Are Financial Planners Only For Risk Takers?

Are Financial Planners Only For Risk Takers?

A recent article by Jason Zweig in the Wall Street Journal, based on an analysis of data from the Federal Reserve’s Survey of Consumer Finances by Sherman Hanna of Ohio State University, noted that 25% of U.S. households currently use a financial planner, up from 21% in the late 1990s. The bad news is that willingness to take investment risk appears to be one of the key factors in determining who seeks out financial planning advice. Hanna found that while 28% of families willing to take “average” levels of investing risk and 33% of those comfortable with “above average” risk use a financial planner, only 11% of risk averse households hire one. Investment risk, in this case, means investing in stocks or equity mutual funds. Are those who could most benefit from professional advice the least likely to seek it out?

To answer this question, it helps to understand just what a financial planner does. According to the Certified Financial Planner Board of Standards, financial planning is the process of meeting your life goals – such as buying a home, saving for your child’s education, or planning for retirement – through the proper management of your finances. The financial planning process enables you to work out where you are now, what you may need in the future, and what you must do to reach your goals. Financial planning provides direction and meaning to your financial decisions and allows you to understand how each financial decision you make affects other areas of your finances. By viewing each financial decision as part of a whole, you can consider its short and long-term effects on your life goals. Financial planning also enables you to adapt more easily to life changes and feel more secure that your goals are on track.

There is nothing in the above description that suggests one should invest in stocks, or for that matter any other type of investment. Investment recommendations for each person should be based on, among other things, that person’s goals, current financial situation, and risk tolerance. So why does there seem to be a perceived association between financial planners and investing in stocks?

The answer may lie in the ambiguity of the financial planning profession itself. The Wolfram/Alpha Knowledgebase (sourced from the U.S. Bureau of Labor Statistics) identifies over 150,000 people as being personal financial advisors in the U.S. However, the CFP Board reports that there are only about 60,000 Certified Financial Planners™. Who are the other 90,000 financial advisors? Many are stock and mutual fund salespeople that provide only investment recommendations rather than comprehensive financial planning advice. But surveys consistently show that the public cannot differentiate between investment/financial advisors and financial planners. For this very reason, the CFP Board has embarked on a campaign to increase public awareness about CFP® certification as the recognized standard of excellence for personal financial planning. (For more information, go to www.letsmakeaplan.org).

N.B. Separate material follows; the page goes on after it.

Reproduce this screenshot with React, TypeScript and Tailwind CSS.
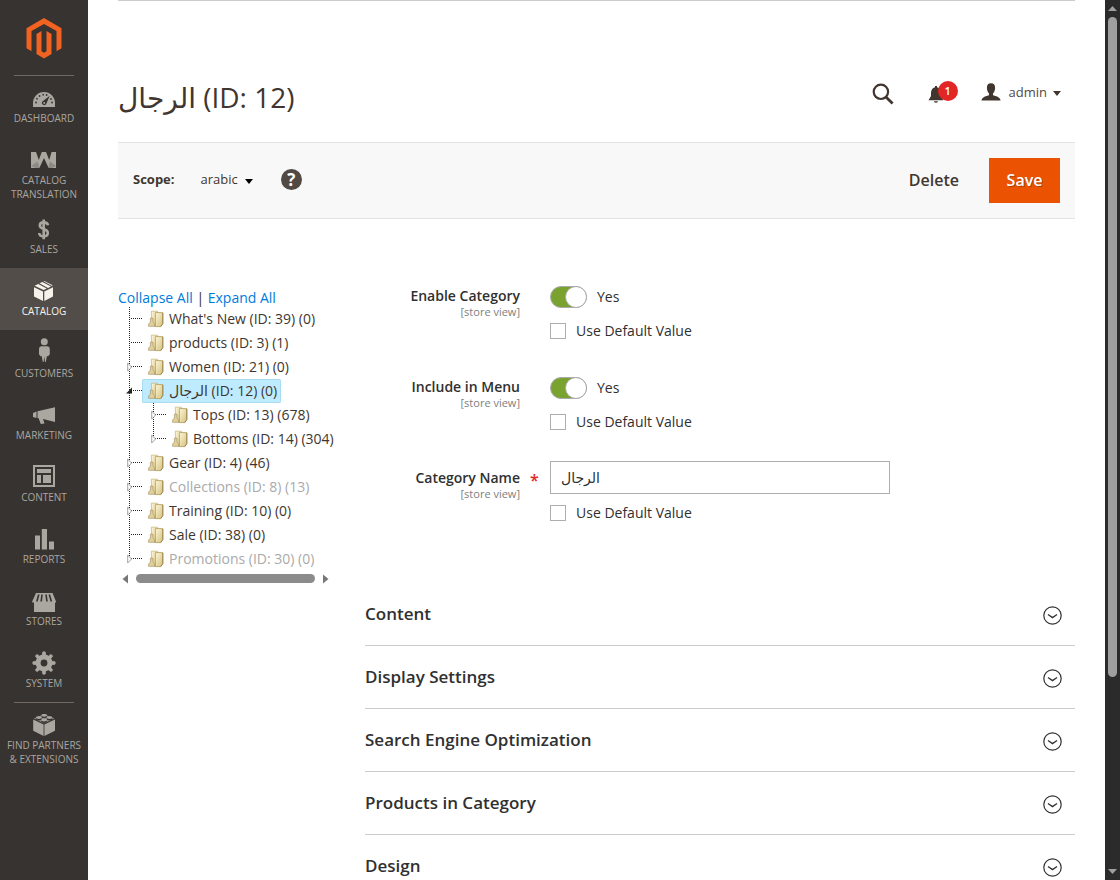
import type { ReactNode } from 'react';

const FONT = "font-['Open_Sans','DejaVu_Sans',sans-serif]";

/* ---------- Sidebar ---------- */

function LogoIcon() {
  return (
    <svg width="36" height="41" viewBox="0 0 36 41" fill="#f26322" aria-hidden="true">
      <path d="M18 0 0.5 10.2V30.3L5.5 33.2V13.1L18 5.9 30.5 13.1V33.2L35.5 30.3V10.2Z" />
      <path d="M20.5 33.2 18 34.7 15.5 33.2V13.1L10.5 16V36.1L18 40.5 25.5 36.1V16L20.5 13.1Z" />
    </svg>
  );
}

const icons: Record<string, ReactNode> = {
  dashboard: (
    <>
      <path d="M3 24V20A11 11 0 0 1 25 20V24Z" />
      <g fill="#373330">
        <circle cx="6" cy="19.5" r="0.9" />
        <circle cx="7" cy="15.7" r="0.9" />
        <circle cx="9.6" cy="13" r="0.9" />
        <circle cx="13.2" cy="11.7" r="0.9" />
        <circle cx="16.6" cy="12" r="0.9" />
        <circle cx="22" cy="19.5" r="0.9" />
        <circle cx="21" cy="16" r="0.9" />
        <path d="M19.8 12.8 16.4 20.6A2.3 2.3 0 1 1 12.4 18.4Z" />
      </g>
      <circle cx="14.2" cy="20" r="0.9" />
    </>
  ),
  translation: (
    <>
      <path d="M1 7H6L8.8 15 11.8 7H16L19.2 15 21.6 7H26V23H18.6L14 13 9.4 23H1Z" />
      <path d="M1 21 7.5 16.5 9.5 22.5 9.2 23H5.5ZM26 21 20 16.5 18.4 22.5 18.6 23H22Z" fill="#373330" fillOpacity="0.25" />
    </>
  ),
  sales: (
    <path
      d="M18 11.2C17.6 8.9 16 8.4 13.8 8.4 11.3 8.4 9.8 9.6 9.8 11.5 9.8 16.2 17.8 13.7 17.8 18.8 17.8 21.2 16 22.4 13.6 22.4 11 22.4 9.4 21.4 9.2 19M13.7 5.5V25.2"
      fill="none"
      stroke="currentColor"
      strokeWidth="2.6"
    />
  ),
  catalog: (
    <>
      <path d="M4 11.3 13 15.6V25L4 20.4ZM14.3 15.6 23 11.3V20.4L14.3 25Z" />
      <path d="M9.5 7.3 12.3 6 21 10.4 18 11.9ZM4.6 9.8 8.2 8 16.8 12.4 13.6 14ZM13.5 5.3 14.3 5 22.6 9.3 22 9.9Z" />
    </>
  ),
  customers: (
    <>
      <circle cx="14.3" cy="3.7" r="3.5" />
      <path d="M11.2 8.3H17.5Q19.8 8.5 19.8 11V16.2L18 18.5 17 17.8 15.8 24H15L14.3 18.5 13.6 24H12.8L11.6 17.8 10.6 18.5 9 16.2V11Q9 8.5 11.2 8.3Z" />
    </>
  ),
  marketing: (
    <>
      <path d="M3 13 6.5 11.6V18L3 17Z" />
      <path d="M7.5 11.3 25 7.2V22L13 18.9 14.5 23.6 10.8 24 8.6 18.3 7.5 18Z" />
    </>
  ),
  content: (
    <>
      <path fillRule="evenodd" d="M3 3H25V25H3ZM5 5V23H23V5Z" />
      <path d="M7 7H21V11H7ZM7 13H11V21H7ZM13 13H21V21H13Z" />
    </>
  ),
  reports: <path d="M5 11.5H10V25.5H5ZM11.8 5H17V25.5H11.8ZM19 17.5H24V25.5H19Z" />,
  stores: (
    <>
      <path d="M6 7H22.5L26 15.5V16.5H25V26H4V16.5H2.2V15.5Z" />
      <path
        d="M8.8 8.5 6.8 15.5M12 8.5 11.2 15.5M16 8.5 17 15.5M19.3 8.5 21.4 15.5"
        stroke="#373330"
        strokeWidth="1.6"
      />
    </>
  ),
  system: (
    <>
      <circle cx="14" cy="15" r="5.9" fill="none" stroke="currentColor" strokeWidth="5" />
      <path
        d="M12.3 7.5 12.8 4Q14 3.6 15.2 4L15.7 7.5ZM12.3 22.5 12.8 26Q14 26.4 15.2 26L15.7 22.5ZM6.5 13.3 3 13.8Q2.6 15 3 16.2L6.5 16.7ZM21.5 13.3 25 13.8Q25.4 15 25 16.2L21.5 16.7ZM7.5 10.9 5.4 8.1Q6 7 7.1 6.4L9.9 8.5ZM20.5 10.9 22.6 8.1Q22 7 20.9 6.4L18.1 8.5ZM7.5 19.1 5.4 21.9Q6 23 7.1 23.6L9.9 21.5ZM20.5 19.1 22.6 21.9Q22 23 20.9 23.6L18.1 21.5Z"
        stroke="currentColor"
        strokeWidth="0.8"
      />
    </>
  ),
  partners: (
    <>
      <path d="M3.2 9.6 13.6 14.4V26L3.2 20.8ZM14.4 14.4 25 9.6V20.8L14.4 26Z" />
      <path d="M3.8 8.6 14 4.3 24.4 8.6 14 13.4Z" fillOpacity="0.75" />
      <g fill="#373330">
        <ellipse cx="14.2" cy="6.7" rx="3" ry="1.4" />
        <ellipse cx="8.8" cy="9" rx="3" ry="1.4" />
        <ellipse cx="19.6" cy="9" rx="3" ry="1.4" />
        <ellipse cx="14.2" cy="11.5" rx="3" ry="1.4" />
      </g>
      <ellipse cx="14.2" cy="5.3" rx="2.9" ry="1.4" />
      <ellipse cx="8.8" cy="7.6" rx="2.9" ry="1.4" />
      <ellipse cx="19.6" cy="7.6" rx="2.9" ry="1.4" />
      <ellipse cx="14.2" cy="10.1" rx="2.9" ry="1.4" />
    </>
  ),
};

const navItems = [
  { icon: 'dashboard', label: 'DASHBOARD' },
  { icon: 'translation', label: 'CATALOG TRANSLATION' },
  { icon: 'sales', label: 'SALES' },
  { icon: 'catalog', label: 'CATALOG', active: true },
  { icon: 'customers', label: 'CUSTOMERS' },
  { icon: 'marketing', label: 'MARKETING' },
  { icon: 'content', label: 'CONTENT' },
  { icon: 'reports', label: 'REPORTS' },
  { icon: 'stores', label: 'STORES' },
  { icon: 'system', label: 'SYSTEM' },
];

function NavItem({ icon, label, active }: { icon: string; label: string; active?: boolean }) {
  return (
    <a
      href="#"
      aria-current={active ? 'page' : undefined}
      className={`flex min-h-[62px] flex-col items-center px-1 pt-2 pb-[5px] text-center text-[10px] leading-[14px] ${
        active ? 'bg-[#524d49] text-[#f7f3eb]' : 'text-[#aaa6a0]'
      }`}
    >
      <svg width="28" height="28" viewBox="0 0 28 28" fill="currentColor" className="shrink-0" aria-hidden="true">
        {icons[icon]}
      </svg>
      <span>{label}</span>
    </a>
  );
}

function Sidebar() {
  return (
    <nav className="w-[88px] shrink-0 bg-[#373330]">
      <a href="#" aria-label="Home" className="flex h-[75px] justify-center pt-[18px]">
        <LogoIcon />
      </a>
      <hr className="mx-3.5 -mb-px border-[#736963]" />
      {navItems.map((item) => (
        <NavItem key={item.label} {...item} />
      ))}
      <hr className="mx-3.5 -mb-px border-[#736963]" />
      <a
        href="#"
        className="flex flex-col items-center pt-2 text-center text-[10px] leading-[14px] text-[#aaa6a0]"
      >
        <svg width="28" height="28" viewBox="0 0 28 28" fill="currentColor" aria-hidden="true">
          {icons.partners}
        </svg>
        <span>
          FIND PARTNERS
          <br />& EXTENSIONS
        </span>
      </a>
    </nav>
  );
}

/* ---------- Header and toolbar ---------- */

function Caret() {
  return (
    <svg width="8" height="5" viewBox="0 0 8 5" fill="currentColor" aria-hidden="true">
      <path d="M0 0H8L4 5Z" />
    </svg>
  );
}

function Header() {
  return (
    <header className="flex items-start justify-between border-t border-[#cccccc] pt-[77px] text-[#41362f]">
      <h1 className="h-16 text-[28px] leading-[38px]">الرجال (ID: 12)</h1>
      <div className="flex h-7 items-center pr-3.5">
        <button type="button" aria-label="Search" className="mt-1 mr-[34px]">
          <svg width="22" height="22" viewBox="0 0 22 22" fill="none" stroke="currentColor" aria-hidden="true">
            <circle cx="8.9" cy="8.8" r="7.2" strokeWidth="2.2" />
            <path d="M13.9 14 20.6 20.4" strokeWidth="2.8" />
          </svg>
        </button>
        <button type="button" aria-label="Notifications" className="relative mt-1 mr-[37px]">
          <svg width="16" height="18" viewBox="0 0 16 18" fill="currentColor" aria-hidden="true">
            <path d="M7 1H9V2.2Q13 3.2 13 8V11L15.3 15.2H0.5L3 11V8Q3 3.2 7 2.2ZM5.8 16.2H10Q9.5 17.8 8 17.8T5.8 16.2Z" />
          </svg>
          <span className="absolute -top-1 left-2.5 h-5 w-5 rounded-full bg-[#e22626] text-center text-[11px] leading-5 font-semibold text-white">
            1
          </span>
        </button>
        <button type="button" className="flex items-center text-[13px] leading-4 text-[#514943]">
          <svg width="20" height="18" viewBox="0 0 20 18" fill="#41362f" className="mr-2" aria-hidden="true">
            <path d="M10 0.3C13 0.3 14.2 2 14.1 5 14 8 12.8 9.5 12 10.6V12.2C14.5 13.2 19.2 13.6 19.6 17.5H0.5C0.9 13.6 5.5 13.2 8 12.2V10.6C7.2 9.5 6 8 5.9 5 5.8 2 7 0.3 10 0.3Z" />
          </svg>
          <span className="mr-1.5">admin</span>
          <span className="mt-0.5 text-[#41362f]">
            <Caret />
          </span>
        </button>
      </div>
    </header>
  );
}

function Toolbar() {
  return (
    <div className="flex items-center border-y border-[#e3e3e3] bg-[#f8f8f8] p-[15px]">
      <div className="flex items-center pb-0.5 text-[13px] text-[#41362f]">
        <span className="mr-[26px] font-bold">Scope:</span>
        <button type="button" className="flex items-center">
          arabic
          <span className="mt-1 ml-[7px] text-black">
            <Caret />
          </span>
        </button>
        <button
          type="button"
          aria-label="Help"
          className="ml-7 h-[21px] w-[21px] rounded-full bg-[#514943] text-center text-[17px] leading-[21px] font-bold text-white"
        >
          ?
        </button>
      </div>
      <button type="button" className="mr-[30px] ml-auto pb-0.5 text-base font-semibold text-[#41362f]">
        Delete
      </button>
      <button
        type="button"
        className="h-[45px] w-[71px] bg-[#eb5202] pb-0.5 text-base font-semibold text-white [text-shadow:1px_1px_0_rgba(0,0,0,0.25)]"
      >
        Save
      </button>
    </div>
  );
}

/* ---------- Category tree ---------- */

type Elbow = 'leaf' | 'closed' | 'open' | 'line';

function ElbowIcon({ kind, last }: { kind: Elbow; last?: boolean }) {
  return (
    <svg width="24" height="24" viewBox="0 0 24 24" fill="none" className="shrink-0" aria-hidden="true">
      <path d={last ? 'M11.5 0V12' : 'M11.5 0V24'} stroke="#222" strokeDasharray="1 1" />
      {kind !== 'line' && <path d="M13 11.5H24" stroke="#222" strokeDasharray="1 1" />}
      {kind === 'closed' && <path d="M9.7 8V16L13.6 12Z" fill="#fff" stroke="#9a9a9a" strokeWidth="0.9" />}
      {kind === 'open' && <path d="M14 8.5V14.5H8Z" fill="#222" />}
    </svg>
  );
}

function FolderIcon() {
  return (
    <svg width="16" height="18" viewBox="0 0 16 18" className="shrink-0" aria-hidden="true">
      <defs>
        <linearGradient id="folder" x1="0" y1="0" x2="1" y2="1">
          <stop offset="0" stopColor="#fdf8dc" />
          <stop offset="1" stopColor="#d6bf78" />
        </linearGradient>
      </defs>
      <path d="M3.4 1.2H9.5V15.5L7 16.5 3.4 15Z" fill="url(#folder)" stroke="#c4b27a" strokeWidth="0.7" />
      <path d="M7.4 2.6H14.8V13.5L12.8 16.6H7.4Z" fill="url(#folder)" stroke="#b09a58" strokeWidth="0.8" />
      <path d="M14.8 3V13.5L12.8 16.6" fill="none" stroke="#8f7c48" strokeWidth="0.8" />
      <path d="M0.6 16.3V14L2.4 12V8.2H5V12L6.6 14V16.3Z" fill="#e0d09a" stroke="#a8966a" strokeWidth="0.7" />
    </svg>
  );
}

interface TreeRow {
  label: string;
  kind: Elbow;
  nested?: boolean;
  last?: boolean;
  muted?: boolean;
  selected?: boolean;
}

const rows: TreeRow[] = [
  { label: "What's New (ID: 39) (0)", kind: 'leaf' },
  { label: 'products (ID: 3) (1)', kind: 'leaf' },
  { label: 'Women (ID: 21) (0)', kind: 'closed' },
  { label: 'الرجال (ID: 12) (0)', kind: 'open', selected: true },
  { label: 'Tops (ID: 13) (678)', kind: 'closed', nested: true },
  { label: 'Bottoms (ID: 14) (304)', kind: 'closed', nested: true, last: true },
  { label: 'Gear (ID: 4) (46)', kind: 'closed' },
  { label: 'Collections (ID: 8) (13)', kind: 'closed', muted: true },
  { label: 'Training (ID: 10) (0)', kind: 'closed' },
  { label: 'Sale (ID: 38) (0)', kind: 'leaf' },
  { label: 'Promotions (ID: 30) (0)', kind: 'closed', muted: true, last: true },
];

function CategoryTree() {
  return (
    <aside className="w-[217px] shrink-0 text-sm">
      <div className="h-5 leading-[22px] text-[#303030]">
        <a href="#" className="text-[#007bdb]">
          Collapse All
        </a>
        {' | '}
        <a href="#" className="text-[#007bdb]">
          Expand All
        </a>
      </div>
      <ul>
        {rows.map((row) => (
          <li key={row.label} className="flex h-6 items-center whitespace-nowrap">
            {row.nested && <ElbowIcon kind="line" />}
            <ElbowIcon kind={row.kind} last={row.last} />
            <a
              href="#"
              className={`flex h-6 items-center gap-[5px] pr-1 pl-1.5 leading-6 ${
                row.selected ? 'rounded-xs bg-[#beebff] ring-1 ring-[#a9dcf3] ring-inset' : ''
              } ${row.muted ? 'text-[#aaaaaa]' : 'text-[#41362f]'}`}
            >
              <FolderIcon />
              {row.label}
            </a>
          </li>
        ))}
      </ul>
      <div className="flex h-[15px] items-center gap-2 px-1 text-[#777777]">
        <svg width="6" height="10" viewBox="0 0 6 10" fill="currentColor" aria-hidden="true">
          <path d="M6 0.5V9.5L0.5 5Z" />
        </svg>
        <div className="h-[9px] w-[179px] rounded-full bg-[#8b8b8b]" />
        <svg width="6" height="10" viewBox="0 0 6 10" fill="currentColor" aria-hidden="true">
          <path d="M0 0.5V9.5L5.5 5Z" />
        </svg>
      </div>
    </aside>
  );
}

/* ---------- Form ---------- */

function Field({
  id,
  label,
  required,
  children,
}: {
  id: string;
  label: string;
  required?: boolean;
  children: ReactNode;
}) {
  return (
    <div className="flex min-h-[91px]">
      <div className="w-[155px] shrink-0 text-right">
        <label htmlFor={id} className="block text-sm leading-5 font-semibold text-[#303030]">
          {label}
        </label>
        <span className="block text-[11px] leading-3 text-[#808080]">[store view]</span>
      </div>
      <span aria-hidden="true" className="w-[30px] shrink-0 pl-2.5 text-base leading-6 font-semibold text-[#e22626]">
        {required ? '*' : ''}
      </span>
      <div className="flex-1">
        {children}
        <label className="mt-2 flex h-[22px] items-center gap-2.5 text-sm text-[#303030]">
          <input
            type="checkbox"
            className="h-4 w-4 appearance-none border border-[#adadad] bg-white checked:bg-[#adadad]"
          />
          Use Default Value
        </label>
      </div>
    </div>
  );
}

function Toggle({ id }: { id: string }) {
  return (
    <div className="flex h-[26px] items-start gap-2.5 text-sm leading-[22px] text-[#303030]">
      <input
        id={id}
        type="checkbox"
        role="switch"
        defaultChecked
        className="flex h-[22px] w-[37px] appearance-none items-center rounded-full border border-[#aaaaaa] bg-[#e3e3e3] before:h-[22px] before:w-[22px] before:shrink-0 before:rounded-full before:border before:border-[#aaaaaa] before:bg-white checked:justify-end checked:bg-[#79a22e] checked:before:-mr-px"
      />
      <span>Yes</span>
    </div>
  );
}

const sections = [
  'Content',
  'Display Settings',
  'Search Engine Optimization',
  'Products in Category',
  'Design',
];

function Section({ title }: { title: string }) {
  return (
    <button
      type="button"
      aria-expanded="false"
      className="flex h-[63px] w-full items-center justify-between border-b border-[#cccccc] pr-[13px] text-left text-[17px] font-semibold text-[#303030]"
    >
      {title}
      <svg width="19" height="19" viewBox="0 0 19 19" fill="none" stroke="#303030" className="mt-0.5" aria-hidden="true">
        <circle cx="9.5" cy="9.5" r="8.7" strokeWidth="1.2" />
        <path d="M5 8.5 9.5 11.6 14 8.5" strokeWidth="1.3" />
      </svg>
    </button>
  );
}

/* ---------- Window scrollbar ---------- */

function ScrollRail() {
  return (
    <div aria-hidden="true" className="flex w-[15px] shrink-0 flex-col items-center bg-[#2b2b2b] py-1.5 text-[#9f9f9f]">
      <svg width="9" height="5" viewBox="0 0 9 5" fill="currentColor">
        <path d="M0 5H9L4.5 0Z" />
      </svg>
      <div className="my-1.5 flex w-[9px] flex-1 flex-col">
        <div className="h-[78%] rounded-full bg-[#9f9f9f]" />
      </div>
      <svg width="9" height="5" viewBox="0 0 9 5" fill="currentColor">
        <path d="M0 0H9L4.5 5Z" />
      </svg>
    </div>
  );
}

export default function App() {
  return (
    <div className={`flex h-screen overflow-hidden bg-white ${FONT}`}>
      <Sidebar />
      <main className="min-w-0 flex-1 overflow-hidden px-[30px]">
        <Header />
        <Toolbar />
        <div className="flex gap-[30px] pt-[67px]">
          <div className="pt-px">
            <CategoryTree />
          </div>
          <div className="min-w-0 flex-1">
            <Field id="enable" label="Enable Category">
              <Toggle id="enable" />
            </Field>
            <Field id="menu" label="Include in Menu">
              <Toggle id="menu" />
            </Field>
            <Field id="name" label="Category Name" required>
              <input
                id="name"
                type="text"
                defaultValue="الرجال"
                className="-mt-[7px] block h-[33px] w-full max-w-[340px] border border-[#adadad] px-2.5 text-sm text-[#303030]"
              />
            </Field>
            <div className="pt-6">
              {sections.map((title) => (
                <Section key={title} title={title} />
              ))}
            </div>
          </div>
        </div>
      </main>
      <ScrollRail />
    </div>
  );
}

Most families simply cannot earn and save enough during their working years to build a portfolio large enough to support them throughout their retirement by investing it in nothing more than CDs or money market funds. They will need to invest at least some portion in assets such as equities that, while riskier than CDs, have the potential to generate much higher returns. But professional financial planners can help even risk-averse investors manage the risk to a level with which they are comfortable. Plus there’s a wealth of other advice that a financial planner can provide them – such as strategies to improve tax efficiency – that may be especially valuable for their situation.

In the end, improvement in public financial literacy, whether through self-education or by the increased utilization of professional financial planners, will help people make better financial decisions in their lives. And that will benefit all of us.